### PROBLEM TO SOLVE
Exactly as written, retype the listing below, omitting the pictures.

--- RECORDS SUPPLIED ---

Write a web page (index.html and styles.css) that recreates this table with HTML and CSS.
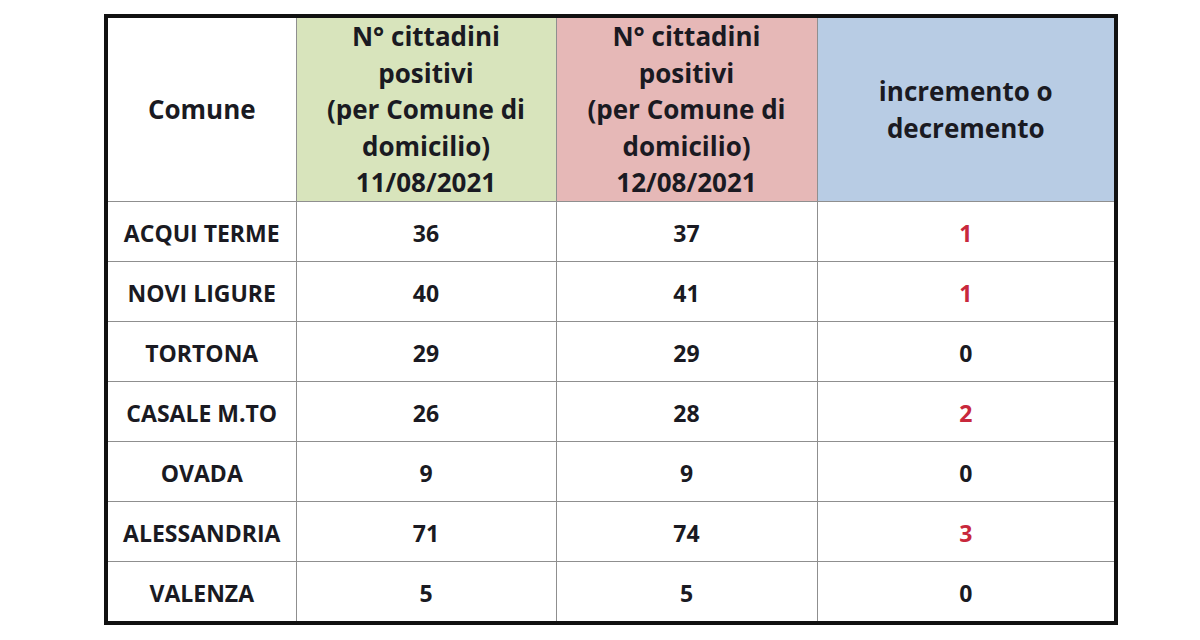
FILE: index.html
```html
<!DOCTYPE html>
<html lang="it">
<head>
<meta charset="utf-8">
<title>Positivi per Comune</title>
<link rel="stylesheet" href="styles.css">
</head>
<body>
<div class="page">
<table class="data">
  <colgroup>
    <col class="c-comune">
    <col class="c-d1">
    <col class="c-d2">
    <col class="c-inc">
  </colgroup>
  <thead>
    <tr class="head">
      <th class="h-comune">Comune</th>
      <th class="h-green">N° cittadini<br>positivi<br>(per Comune di<br>domicilio)<br>11/08/2021</th>
      <th class="h-pink">N° cittadini<br>positivi<br>(per Comune di<br>domicilio)<br>12/08/2021</th>
      <th class="h-blue">incremento o<br>decremento</th>
    </tr>
  </thead>
  <tbody>
    <tr><td class="name">ACQUI TERME</td><td>36</td><td>37</td><td class="up">1</td></tr>
    <tr><td class="name">NOVI LIGURE</td><td>40</td><td>41</td><td class="up">1</td></tr>
    <tr><td class="name">TORTONA</td><td>29</td><td>29</td><td>0</td></tr>
    <tr><td class="name">CASALE M.TO</td><td>26</td><td>28</td><td class="up">2</td></tr>
    <tr><td class="name">OVADA</td><td>9</td><td>9</td><td>0</td></tr>
    <tr><td class="name">ALESSANDRIA</td><td>71</td><td>74</td><td class="up">3</td></tr>
    <tr><td class="name">VALENZA</td><td>5</td><td>5</td><td>0</td></tr>
  </tbody>
</table>
</div>
</body>
</html>
```

FILE: styles.css
```css
html, body {
  margin: 0;
  padding: 0;
  background: #ffffff;
}

.page {
  width: 1200px;
  height: 640px;
  padding: 14px 0 0 104px;
  box-sizing: border-box;
}

.data {
  border-collapse: collapse;
  table-layout: fixed;
  width: 1010px;
  border: 4px solid #111111;
  font-family: "Open Sans", Lato, "Liberation Sans", sans-serif;
  font-weight: 700;
  color: #1a1a22;
}

.c-comune { width: 190px; }
.c-d1 { width: 260px; }
.c-d2 { width: 261px; }
.c-inc { width: 299px; }

.data th,
.data td {
  border: 1px solid #8f8f8f;
  text-align: center;
  vertical-align: middle;
  padding: 0;
}

.head th {
  height: 183px;
  font-size: 26px;
  line-height: 36.5px;
  font-weight: 700;
  color: #1a1a22;
}

.h-comune { background: #ffffff; }
.h-green { background: #d8e4bc; }
.h-pink { background: #e6b8b7; }
.h-blue { background: #b8cce4; }

.data td {
  height: 56px;
  padding-top: 3px;
  font-size: 23px;
  line-height: 28px;
}

.data td.up {
  color: #c8283c;
}
```
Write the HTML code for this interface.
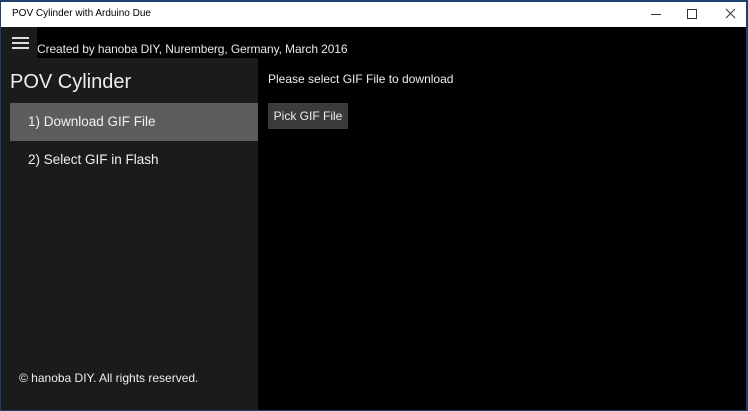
<!DOCTYPE html>
<html><head><meta charset="utf-8"><style>
*{margin:0;padding:0;box-sizing:border-box}
body{width:748px;height:411px;overflow:hidden;background:#000;font-family:"Liberation Sans",sans-serif;color:#fff;position:relative}
.frame{position:absolute;inset:0;border:1px solid #1d3f6e;border-top:2px solid #1d3f6e;border-right:2px solid #1d3f6e;pointer-events:none;z-index:9}
.title{position:absolute;left:0;top:0;width:748px;height:27px;background:#fff;color:#000;font-size:10px;line-height:27px;padding-left:12px}
.ctl{position:absolute;top:0;height:27px}
.ham{position:absolute;left:1px;top:27px;width:36px;height:31px;background:#1b1b1b}
.ham i{position:absolute;left:11px;width:17px;height:1.5px;background:#ddd}
.hdr{position:absolute;left:37px;top:42px;font-size:12px;color:#e8e8e8;letter-spacing:-0.1px}
.pane{position:absolute;left:1px;top:58px;width:257px;height:353px;background:#1b1b1b}
.pt{position:absolute;left:10px;top:71px;font-size:20px;color:#eee}
.sel{position:absolute;left:10px;top:103px;width:248px;height:38px;background:#5d5d5d}
.it{position:absolute;left:28px;font-size:13.5px;color:#f0f0f0}
.copy{position:absolute;left:19px;top:371px;font-size:12px;color:#eee}
.msg{position:absolute;left:268px;top:72px;font-size:12px;color:#eee}
.btn{position:absolute;left:268px;top:103px;width:80px;height:26px;background:#3b3b3b;font-size:12px;line-height:26px;text-align:center;color:#eee}
</style></head><body>
<div class="title">POV Cylinder with Arduino Due</div>
<svg class="ctl" style="left:640px" width="108" height="27">
<line x1="11" y1="14.5" x2="21" y2="14.5" stroke="#333" stroke-width="1"/>
<rect x="47.5" y="9.5" width="9" height="9" fill="none" stroke="#333"/>
<path d="M86 9L95 18M95 9L86 18" stroke="#333" stroke-width="1"/>
</svg>
<div class="ham"><i style="top:10px"></i><i style="top:15px"></i><i style="top:20px"></i></div>
<div class="hdr">Created by hanoba DIY, Nuremberg, Germany, March 2016</div>
<div class="pane"></div>
<div class="pt">POV Cylinder</div>
<div class="sel"></div>
<div class="it" style="top:114px">1) Download GIF File</div>
<div class="it" style="top:152px">2) Select GIF in Flash</div>
<div class="copy">© hanoba DIY. All rights reserved.</div>
<div class="msg">Please select GIF File to download</div>
<div class="btn">Pick GIF File</div>
<div class="frame"></div>
</body></html>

---

### SOLVED PROBLEM
Write a web page (index.html and styles.css) that recreates this table with HTML and CSS.
FILE: index.html
```html
<!DOCTYPE html>
<html lang="it">
<head>
<meta charset="utf-8">
<title>Positivi per Comune</title>
<link rel="stylesheet" href="styles.css">
</head>
<body>
<div class="page">
<table class="data">
  <colgroup>
    <col class="c-comune">
    <col class="c-d1">
    <col class="c-d2">
    <col class="c-inc">
  </colgroup>
  <thead>
    <tr class="head">
      <th class="h-comune">Comune</th>
      <th class="h-green">N° cittadini<br>positivi<br>(per Comune di<br>domicilio)<br>11/08/2021</th>
      <th class="h-pink">N° cittadini<br>positivi<br>(per Comune di<br>domicilio)<br>12/08/2021</th>
      <th class="h-blue">incremento o<br>decremento</th>
    </tr>
  </thead>
  <tbody>
    <tr><td class="name">ACQUI TERME</td><td>36</td><td>37</td><td class="up">1</td></tr>
    <tr><td class="name">NOVI LIGURE</td><td>40</td><td>41</td><td class="up">1</td></tr>
    <tr><td class="name">TORTONA</td><td>29</td><td>29</td><td>0</td></tr>
    <tr><td class="name">CASALE M.TO</td><td>26</td><td>28</td><td class="up">2</td></tr>
    <tr><td class="name">OVADA</td><td>9</td><td>9</td><td>0</td></tr>
    <tr><td class="name">ALESSANDRIA</td><td>71</td><td>74</td><td class="up">3</td></tr>
    <tr><td class="name">VALENZA</td><td>5</td><td>5</td><td>0</td></tr>
  </tbody>
</table>
</div>
</body>
</html>
```

FILE: styles.css
```css
html, body {
  margin: 0;
  padding: 0;
  background: #ffffff;
}

.page {
  width: 1200px;
  height: 640px;
  padding: 14px 0 0 104px;
  box-sizing: border-box;
}

.data {
  border-collapse: collapse;
  table-layout: fixed;
  width: 1010px;
  border: 4px solid #111111;
  font-family: "Open Sans", Lato, "Liberation Sans", sans-serif;
  font-weight: 700;
  color: #1a1a22;
}

.c-comune { width: 190px; }
.c-d1 { width: 260px; }
.c-d2 { width: 261px; }
.c-inc { width: 299px; }

.data th,
.data td {
  border: 1px solid #8f8f8f;
  text-align: center;
  vertical-align: middle;
  padding: 0;
}

.head th {
  height: 183px;
  font-size: 26px;
  line-height: 36.5px;
  font-weight: 700;
  color: #1a1a22;
}

.h-comune { background: #ffffff; }
.h-green { background: #d8e4bc; }
.h-pink { background: #e6b8b7; }
.h-blue { background: #b8cce4; }

.data td {
  height: 56px;
  padding-top: 3px;
  font-size: 23px;
  line-height: 28px;
}

.data td.up {
  color: #c8283c;
}
```
Write the HTML code for this interface.
<!DOCTYPE html>
<html><head><meta charset="utf-8"><style>
*{margin:0;padding:0;box-sizing:border-box}
body{width:748px;height:411px;overflow:hidden;background:#000;font-family:"Liberation Sans",sans-serif;color:#fff;position:relative}
.frame{position:absolute;inset:0;border:1px solid #1d3f6e;border-top:2px solid #1d3f6e;border-right:2px solid #1d3f6e;pointer-events:none;z-index:9}
.title{position:absolute;left:0;top:0;width:748px;height:27px;background:#fff;color:#000;font-size:10px;line-height:27px;padding-left:12px}
.ctl{position:absolute;top:0;height:27px}
.ham{position:absolute;left:1px;top:27px;width:36px;height:31px;background:#1b1b1b}
.ham i{position:absolute;left:11px;width:17px;height:1.5px;background:#ddd}
.hdr{position:absolute;left:37px;top:42px;font-size:12px;color:#e8e8e8;letter-spacing:-0.1px}
.pane{position:absolute;left:1px;top:58px;width:257px;height:353px;background:#1b1b1b}
.pt{position:absolute;left:10px;top:71px;font-size:20px;color:#eee}
.sel{position:absolute;left:10px;top:103px;width:248px;height:38px;background:#5d5d5d}
.it{position:absolute;left:28px;font-size:13.5px;color:#f0f0f0}
.copy{position:absolute;left:19px;top:371px;font-size:12px;color:#eee}
.msg{position:absolute;left:268px;top:72px;font-size:12px;color:#eee}
.btn{position:absolute;left:268px;top:103px;width:80px;height:26px;background:#3b3b3b;font-size:12px;line-height:26px;text-align:center;color:#eee}
</style></head><body>
<div class="title">POV Cylinder with Arduino Due</div>
<svg class="ctl" style="left:640px" width="108" height="27">
<line x1="11" y1="14.5" x2="21" y2="14.5" stroke="#333" stroke-width="1"/>
<rect x="47.5" y="9.5" width="9" height="9" fill="none" stroke="#333"/>
<path d="M86 9L95 18M95 9L86 18" stroke="#333" stroke-width="1"/>
</svg>
<div class="ham"><i style="top:10px"></i><i style="top:15px"></i><i style="top:20px"></i></div>
<div class="hdr">Created by hanoba DIY, Nuremberg, Germany, March 2016</div>
<div class="pane"></div>
<div class="pt">POV Cylinder</div>
<div class="sel"></div>
<div class="it" style="top:114px">1) Download GIF File</div>
<div class="it" style="top:152px">2) Select GIF in Flash</div>
<div class="copy">© hanoba DIY. All rights reserved.</div>
<div class="msg">Please select GIF File to download</div>
<div class="btn">Pick GIF File</div>
<div class="frame"></div>
</body></html>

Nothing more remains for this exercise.